A rent increase cannot happen arbitrarily. The hospita must follow the statutory annual maximum rent increase (in 2026 around 4.5% for regulated rentals). A jump of €200 in one go is almost always against the rules. Ask in writing for a justification and check via the Huurcommissie if the new rent goes above the points cap. See also rent increase Netherlands 2026 tenant rights.
As a hospita, do I have to charge VAT on the rent?
No. Room rentals for housing purposes are exempt from VAT. This applies regardless of if you fall within the income-tax exemption of €6,350.
Does the deposit count toward the €6,350 cap?
No, a deposit is not income. It is a security deposit that you return to the tenant after the rental ends, in principle. What does count: all fixed monthly rent, service charges above actual costs, and any passed-on energy bills.
Can I as a tenant terminate the hospita room before the 9-month probation ends?

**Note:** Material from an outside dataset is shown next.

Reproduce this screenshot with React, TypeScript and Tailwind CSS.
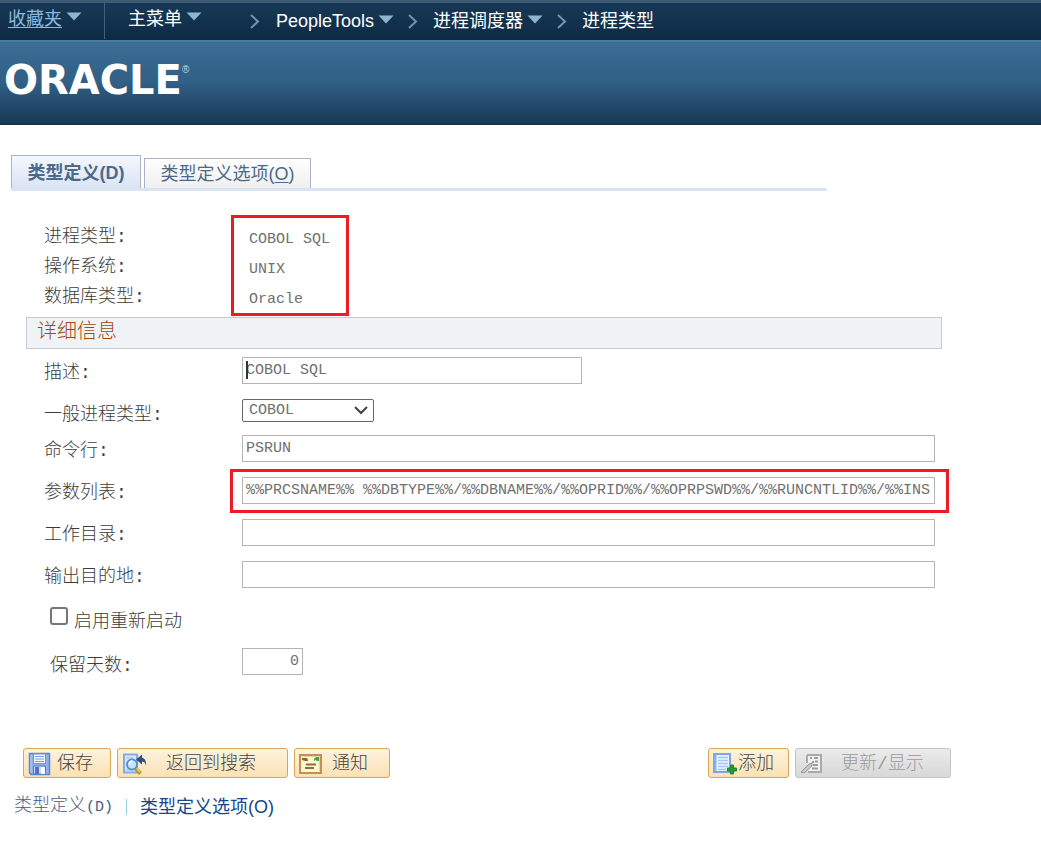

Yes. The probation period mainly protects the hospita: they can terminate without cause. As a tenant you can simply give notice according to the contractually agreed term (often 1 month). Insist that the notice period in the contract is reasonable for your situation.
What if my hospita claims the regulation applies but does not actually live in the home?
Then the situation does not qualify as a hospita arrangement. Legally it is ordinary rental or sublet, with full tenant protection from day one. Fiscally, the owner has to declare the rent as income without any exemption. In doubt? Get free advice from Juridisch Loket or !WOON in Amsterdam.